Near-Field Spectra of Large Earthquakes

Abstract

We have studied the spectra of large subduction earthquakes in Chile at short epicentral distances. In this work, we concentrate on the Mw 8.2, Iquique earthquake of 1 April 2014. For such a large event, in most stations we cannot separate P and S waves; which arrive very close together and interfere to produce the static displacement field. We find that the displacement spectra observed in all the accelerograms are significantly different from the usual far-field Brune spectrum. Displacement spectra have clear omega-1 decay at low frequencies that we prove to be associated with the dominant role of near and intermediate field waves in the ground motion.
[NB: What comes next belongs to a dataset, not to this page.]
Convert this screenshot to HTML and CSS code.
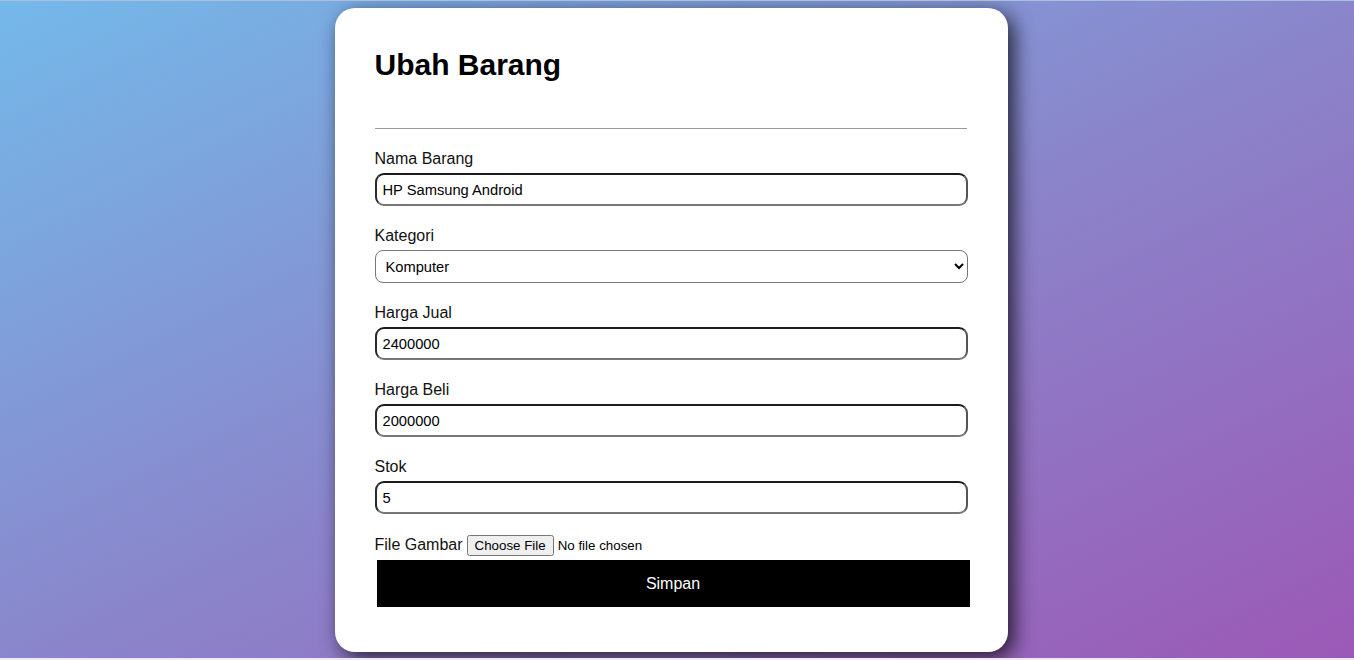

The origin of the omega-1 decay is that at short distances, displacement contains a finite static displacement. We confirm this spectral behavior by comparing the spectra computed from accelerograms integrated to velocity with co-located GNSS recordings. Both spectra are flat at low frequencies and the low-frequency asymptote of the velocity spectrum is proportional to the static displacement determined from GNSS. We explore the transition from these near-field records to far-field ones and find that the usual omega-2 spectrum appears only at large distances compared to the size of the dynamic rupture zone. For large earthquakes, the displacement spectra have a term proportional to the moment spectrum and another proportional to moment rate spectrum. The term proportional to moment dominates the low-frequency behavior of accelerograms in the near and intermediate field, so that they do not follow the omega-square decay of the moment rate spectrum.